In contrast, although also written shortly after the events, Adonis waited for three years to publish his account. His ‘5 Days in May’ is more fast-paced, energetic and immediate in its reflections than Laws. What’s more, he is able to provide a fascinating and unique insight into the characters at large in Gordon Brown’s Downing Street during his final days in power and the machinations of the defeated prime minister himself. A consistently engaging feature of the book is Adonis’s willingness to pass comment on characters he was surely aware he would have to work with again in future. His openness and sincerity lends credence to his conclusions on why negotiations turned out as they did. Less engaging are the concluding chapters in the updated copy of his book, which read first as an attack on the Lib Dems’ ‘shift to the right’, second as a report card on the coalition government after three years, and third as a clear message to Ed Miliband, setting out a blueprint for Labour to follow to win the election outright in 2015.
Interestingly, given their public comments at the time, one of the fundamental disagreements between Laws and Adonis lies in their assessment of the parliamentary arithmetic in May 2010 – the building blocks for a coalition.
A running theme of Laws’s book is his lingering doubt that the seats were there to produce the progressive alliance of the Left that so many of his party’s supporters would instinctively have favoured, which Nick Clegg was evidently open to, and which Adonis and the Labour side clearly felt was possible. Laws’s reflections on his conversations during the early days of the negotiations with his predecessor as the MP for Yeovil and Lib Dem grandee, Paddy Ashdown, are particularly instructive. Unsurprisingly, given his political leanings, Ashdown pushed heavily at the time for negotiations with Labour and the smaller parties on the Left. But Laws was clearly of the view that a coalition of this kind would prove too challenging to deliver and would not succeed.
Adonis’s reflections on what he calls ‘Lab-Libbery’ come to a rather different conclusion. He, Gordon Brown and Peter Mandelson quickly came to the view after the election that a rainbow alliance of virtually all the parties besides the Tories could produce a working government. He claims that Nick Clegg agreed that this was possible. But Clegg’s pre-election commitment to negotiate first with the party with the largest number of seats and votes had opened the door to a possible Tory-Lib coalition. David Cameron’s ‘big, open, comprehensive’ offer to the Lib Dems followed and negotiations became all about personality and which party – Labour or the Conservatives – was prepared to do more to find common ground with the Lib Dems.

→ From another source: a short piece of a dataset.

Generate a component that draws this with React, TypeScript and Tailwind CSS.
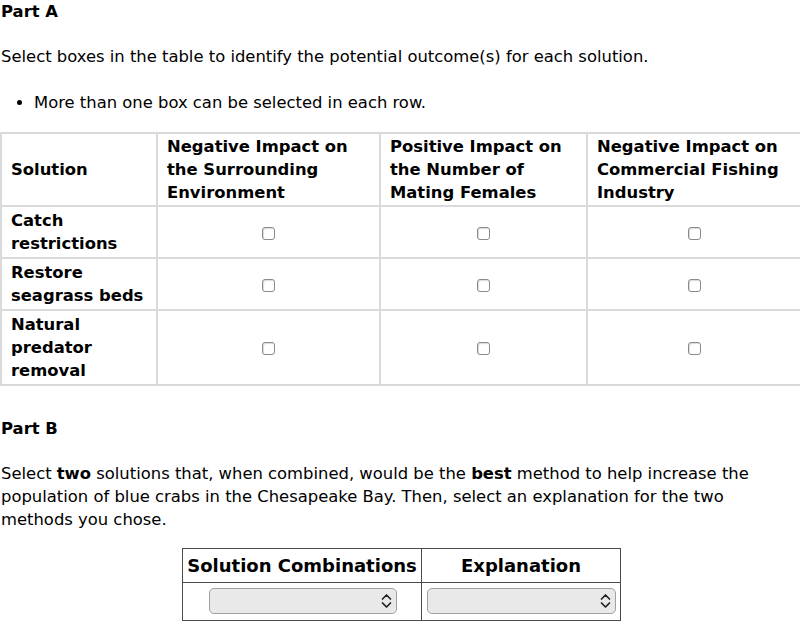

As both accounts convey well in different ways, this was the Conservatives. Laws is particularly scathing in his criticisms of the Labour negotiating team. His obvious respect for Adonis and Mandelson and for their intentions to look seriously at negotiating a Lab-Lib coalition does not go far enough to mask his contempt for the other members of the team in this context. At no stage during his account is the reader left with the impression that Harriet Harman or either of the Eds, Messrs Balls and Miliband, were prepared to cede the ground necessary to form a coalition government. Financial matters – absolutely key to discussions given the country’s parlous economic situation – were almost entirely off limits. Neither Balls nor Miliband were prepared to negotiate in the absence of Alistair Darling – a serious problem. All the while, the Conservatives and Lib Dems were engaging directly and effectively on policy issues and making genuine progress. The Conservatives had put together a strong and serious team that included heavyweights George Osborne and William Hague, and Laws goes so far as to state that “the sense of urgency and seriousness that was present during our talks with the Conservatives was never quite present during our discussions with the Labour team.”

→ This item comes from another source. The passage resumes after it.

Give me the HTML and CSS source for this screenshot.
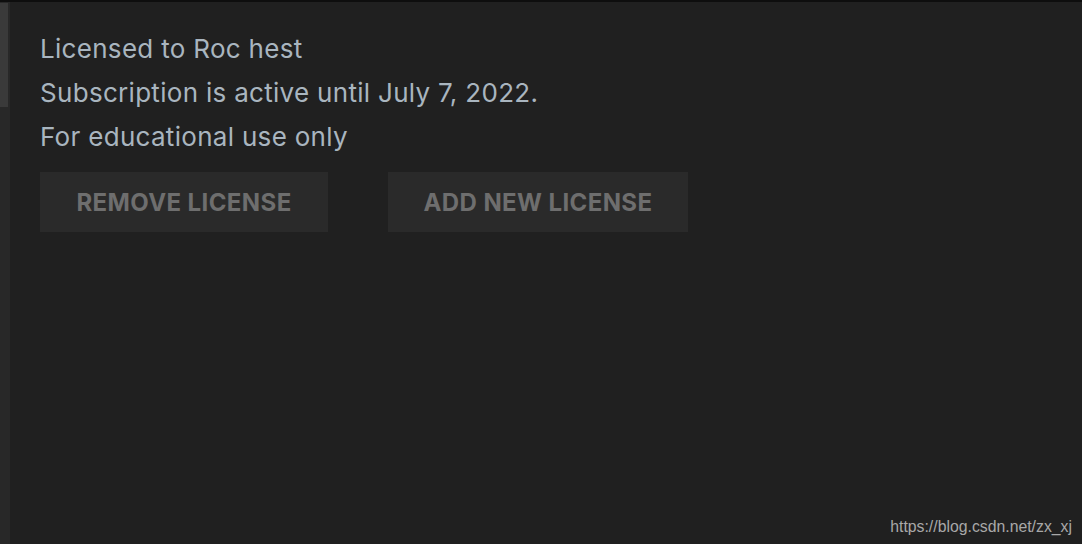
FILE: index.html
```html
<!DOCTYPE html>
<html>
<head>
<meta charset="utf-8">
<link rel="stylesheet" href="styles.css">
</head>
<body>
<div class="frame">
  <div class="gutter"><div class="thumb"></div></div>
  <main class="content">
    <div class="info">
      <p class="line">Licensed to Roc hest</p>
      <p class="line">Subscription is active until July 7, 2022.</p>
      <p class="line">For educational use only</p>
    </div>
    <div class="actions">
      <button class="btn btn-remove">REMOVE LICENSE</button>
      <button class="btn btn-add">ADD NEW LICENSE</button>
    </div>
  </main>
</div>
<span class="watermark">https://blog.csdn.net/zx_xj</span>
</body>
</html>
```
FILE: styles.css
```css
html, body {
  margin: 0;
  padding: 0;
  height: 100%;
  background: #202020;
  overflow: hidden;
}
body {
  position: relative;
  font-family: Inter, "Noto Sans", sans-serif;
}
.frame {
  display: flex;
  height: 100%;
  border-top: 2px solid #0e0e0e;
  box-sizing: border-box;
}
.gutter {
  width: 10px;
  flex: none;
  background: #282828;
  padding-top: 1px;
}
.thumb {
  width: 8px;
  height: 104px;
  background: #3a3a3a;
}
.content {
  flex: 1;
  padding: 25px 0 0 30px;
}
.info {
  display: flex;
  flex-direction: column;
}
.line {
  margin: 0;
  height: 44px;
  line-height: 44px;
  font-size: 26px;
  color: #a9b5bf;
  letter-spacing: 0.3px;
}
.actions {
  display: flex;
  gap: 60px;
  margin-top: 13px;
}
.btn {
  height: 60px;
  border: none;
  background: #2a2a2a;
  color: #6e6e6e;
  font-family: Inter, "Noto Sans", sans-serif;
  font-weight: 700;
  font-size: 24px;
  letter-spacing: 0.4px;
  padding: 0;
}
.btn-remove { width: 288px; }
.btn-add { width: 300px; }
.watermark {
  position: absolute;
  right: 10px;
  bottom: 8px;
  font-family: "Liberation Sans", Arial, sans-serif;
  font-size: 15.8px;
  color: #a8a8a8;
}
```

Adonis does not shirk from accepting this in his updated account. He devotes a few pages of analysis to “Labour fatalism” and reports that in May 2010 “the party was exhausted, demoralised, almost leaderless, with many ministers and MPs anxious to escape into opposition and stay there for a good while recuperating.” Implicit in this is his view that Labour had been unprepared for the serious task of negotiating a new government. Without the prior groundwork and consideration of the likely issues and discussion points, negotiations were never likely to succeed. Negotiating a coalition government requires patience, a positive approach and the mutual understanding that both sides are prepared to make concessions, if necessary. Coming off the back of thirteen years in power, the incumbent Labour Government had significant baggage that the Conservatives did not.
And the major element of that baggage was Gordon Brown himself. Ultimately, Adonis concludes that had Brown resigned the Labour leadership the Friday morning after the election he would have given the Lab-Lib Dem negotiations more of a chance. His would have been the major power play and the defining moment, rather than Cameron’s ‘big, open and comprehensive’ offer to the Lib Dems that came later that day. As it was, Brown’s insistence in the first few days of negotiations on staying on and playing a role in the formation of a new government before stepping down as Labour leader later in the year pushed Clegg further towards the Conservatives. Laws charts Clegg’s frustrations with Brown’s erratic behaviour, including increasingly desperate phone calls during negotiations, and makes frequent reference to the ‘Gordon Brown problem’. The Lib Dems were acutely aware that Labour had been rejected by the electorate and with the Conservatives offering them more in any case – including, most importantly, on electoral reform – Laws presents the Conservative-Lib Dem coalition that emerged as the only logical choice. What was clear to him and the other Lib Dem negotiators towards the end of those five days in May was anything but clear to those on the outside.
With May 2015 fast approaching, Britain has come to understand a bit more about coalitions – how they come about and how they work in practice. If anything, with UKIP’s rise, the unpopularity of the Lib Dems, the predicted gains for the SNP in Westminster and the implications of all this for our two traditional parties of government, our politics is perhaps on the verge of being more pluralistic than ever before. What seemed so unusual back in 2010 could soon become the norm and different teams could well be required to negotiate a new government come the 8th May. Both Laws and Adonis shed invaluable light in their accounts on how the process worked last time and the main issues different parties have to grapple with. They will again become required reading in the months leading up to next May.